This one can seem very confusing – you are trying to avoid your data being encrypted by a cyber criminal, which is the entire aim of all these cyber security measures, so you need to encrypt it first. Confused? I would be surprised if you weren’t. Encrypting your own data doesn’t sound like the right thing to do, but encrypting your own data is completely different from a third party doing it without your permission. Data encryption works by scrambling the readable text of your files and documents so they can only be read by ‘key holders’ that are chosen and granted access by you. Get there first, encrypt your data before the cyber criminals can.

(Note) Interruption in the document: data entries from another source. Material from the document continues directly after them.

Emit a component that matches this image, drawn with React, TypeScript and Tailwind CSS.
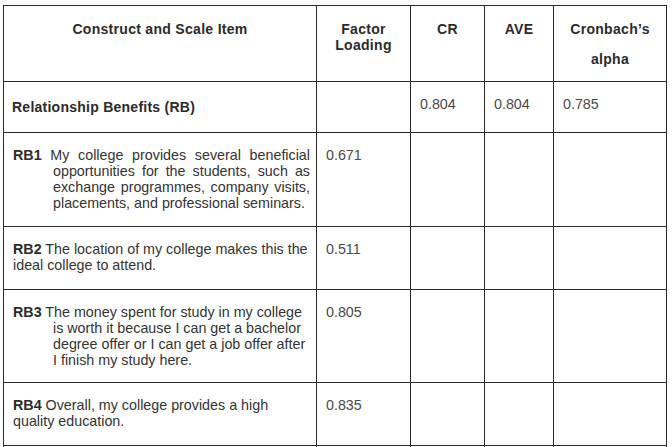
import React from 'react'

interface Item {
  code: string
  text: string
  loading: string
  hang: boolean
  justify: boolean
  height: string
}

const items: Item[] = [
  {
    code: 'RB1',
    text: 'My college provides several beneficial opportunities for the students, such as exchange programmes, company visits, placements, and professional seminars.',
    loading: '0.671',
    hang: true,
    justify: true,
    height: 'h-[94px]',
  },
  {
    code: 'RB2',
    text: 'The location of my college makes this the ideal college to attend.',
    loading: '0.511',
    hang: false,
    justify: false,
    height: 'h-[63px]',
  },
  {
    code: 'RB3',
    text: 'The money spent for study in my college is worth it because I can get a bachelor degree offer or I can get a job offer after I finish my study here.',
    loading: '0.805',
    hang: true,
    justify: false,
    height: 'h-[93px]',
  },
  {
    code: 'RB4',
    text: 'Overall, my college provides a high quality education.',
    loading: '0.835',
    hang: false,
    justify: false,
    height: 'h-[63px]',
  },
]

const cell = 'border border-[#2a2a2a] align-top p-0'
const num = 'pl-[9px] pt-[14px] text-[14.3px] leading-[16px] text-[#4a4a4a]'

export default function App() {
  return (
    <div className="min-h-screen bg-white pl-[3px] pt-[5px] font-['Liberation_Sans',Arial,sans-serif]">
      <table className="table-fixed border-collapse w-[664px]">
        <colgroup>
          <col className="w-[313px]" />
          <col className="w-[94px]" />
          <col className="w-[74px]" />
          <col className="w-[69px]" />
          <col className="w-[113px]" />
        </colgroup>
        <thead>
          {/* Header */}
          <tr className="h-[76px] text-[14px] font-bold text-[#2b2b2b] tracking-[0.3px]">
            <th className={cell}>
              <div className="pt-[15px] leading-[16px] text-center">Construct and Scale Item</div>
            </th>
            <th className={cell}>
              <div className="pt-[15px] leading-[16px] text-center">
                Factor
                <br />
                Loading
              </div>
            </th>
            <th className={cell}>
              <div className="pt-[15px] leading-[16px] text-center">CR</div>
            </th>
            <th className={cell}>
              <div className="pt-[15px] leading-[16px] text-center">AVE</div>
            </th>
            <th className={cell}>
              <div className="pt-[8px] leading-[30px] text-center">
                Cronbach’s
                <br />
                alpha
              </div>
            </th>
          </tr>
        </thead>
        <tbody>
          <tr className="h-[51px]">
            <td className={cell}>
              <div className="pl-[8px] pt-[17px] text-[14px] leading-[16px] font-bold text-[#2b2b2b] tracking-[0.25px]">
                Relationship Benefits (RB)
              </div>
            </td>
            <td className={cell}></td>
            <td className={cell}>
              <div className={num}>0.804</div>
            </td>
            <td className={cell}>
              <div className={num}>0.804</div>
            </td>
            <td className={cell}>
              <div className={num}>0.785</div>
            </td>
          </tr>
          {items.map((it) => (
            <tr key={it.code} className={it.height}>
              <td className={cell}>
                <div
                  className={
                    it.hang
                      ? 'pl-[49px] pr-[6px] pt-[14px] -indent-[40px] text-[14.3px] leading-[16px] text-[#333] ' +
                        (it.justify ? 'text-justify' : 'text-left')
                      : 'pl-[9px] pr-[6px] pt-[14px] text-[14.3px] leading-[16px] text-[#333]'
                  }
                >
                  <b className="text-[#2b2b2b]">{it.code}</b> {it.text}
                </div>
              </td>
              <td className={cell}>
                <div className={num}>{it.loading}</div>
              </td>
              <td className={cell}></td>
              <td className={cell}></td>
              <td className={cell}></td>
            </tr>
          ))}
          <tr className="h-[40px]">
            <td className={cell}></td>
            <td className={cell}></td>
            <td className={cell}></td>
            <td className={cell}></td>
            <td className={cell}></td>
          </tr>
        </tbody>
      </table>
    </div>
  )
}
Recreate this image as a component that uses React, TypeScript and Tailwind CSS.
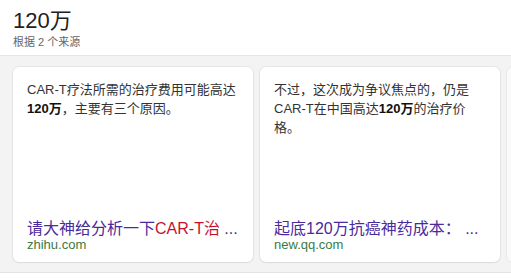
const font = { fontFamily: '"Liberation Sans", "Noto Sans CJK SC", sans-serif' };

interface Source {
    body: React.ReactNode;
    title: React.ReactNode;
    site: string;
}

const sources: Source[] = [
    {
        body: (
            <>
                CAR-T疗法所需的治疗费用可能高达<b className="font-bold text-[#111]">120万</b>，主要有三个原因。
            </>
        ),
        title: (
            <>
                请大神给分析一下<span className="text-[#c8102e]">CAR-T治</span> ...
            </>
        ),
        site: "zhihu.com",
    },
    {
        body: (
            <>
                不过，这次成为争议焦点的，仍是CAR-T在中国高达<b className="font-bold text-[#111]">120万</b>的治疗价格。
            </>
        ),
        title: <>起底120万抗癌神药成本： ...</>,
        site: "new.qq.com",
    },
];

function SourceCard({ source }: { source: Source }) {
    return (
        <div className="flex h-[195px] w-[240px] shrink-0 flex-col justify-between rounded-[6px] bg-white pl-[14px] pr-[10px] pt-[13px] pb-[10px] shadow-[0_0_0_1px_rgba(0,0,0,0.05),0_1px_2px_rgba(0,0,0,0.06)]">
            <p className="text-[13px] leading-[19px] text-[#333]">{source.body}</p>
            <div className="pr-[4px]">
                <div className="overflow-hidden whitespace-nowrap text-[16px] leading-[18px] text-[#4b2a9c]">
                    {source.title}
                </div>
                <div className="text-[13px] leading-[14px] text-[#3a7a45]">{source.site}</div>
            </div>
        </div>
    );
}

export default function App() {
    return (
        <div className="h-[279px] w-[511px] overflow-hidden bg-white" style={font}>
            <div className="border-b border-[#e5e5e5] px-[13px] pt-[7px] pb-[6px]">
                <div className="text-[22px] leading-[28px] text-[#222]">120万</div>
                <div className="text-[11px] leading-[14px] text-[#666]">根据 2 个来源</div>
            </div>
            <div className="flex gap-[7px] overflow-hidden border-b border-[#e2e2e2] bg-[#f3f3f3] px-[13px] pt-[11px] pb-[10px]">
                {sources.map((s) => (
                    <SourceCard key={s.site} source={s} />
                ))}
                <div className="h-[195px] w-[240px] shrink-0 rounded-[6px] bg-[#f9f9f9] shadow-[0_0_0_1px_rgba(0,0,0,0.04)]" />
            </div>
        </div>
    );
}
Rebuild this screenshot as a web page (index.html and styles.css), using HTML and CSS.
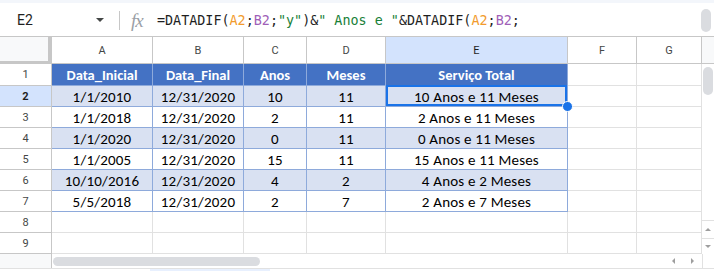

We hope that this article has highlighted the importance of cyber security in the modern technological age. Now that you know the most popular methods of attack used by cyber criminals and some of the best ways to fight back against them, we hope that your cyber landscape can be safer and you and your team can move into the future confident that your systems are prepared for a potentially business debilitating cyber attack.

 

Modern technology to help you thrive securely

Technology is pivotal to your business and we want you to understand the value it provides when it is allowed to work seamlessly with your operations on the most updated tools available. Apogee values transparency and simplicity – we provide the IT support you need when you need it. Within this support is the guarantee that your technology is secure against all manner of cyber threats, that it is operationally beneficial to the way you run your business and is always updated to the latest version. We will work alongside you and guide you into a secure, brighter future with technology as your ally. Contact us now to find out how we can help you.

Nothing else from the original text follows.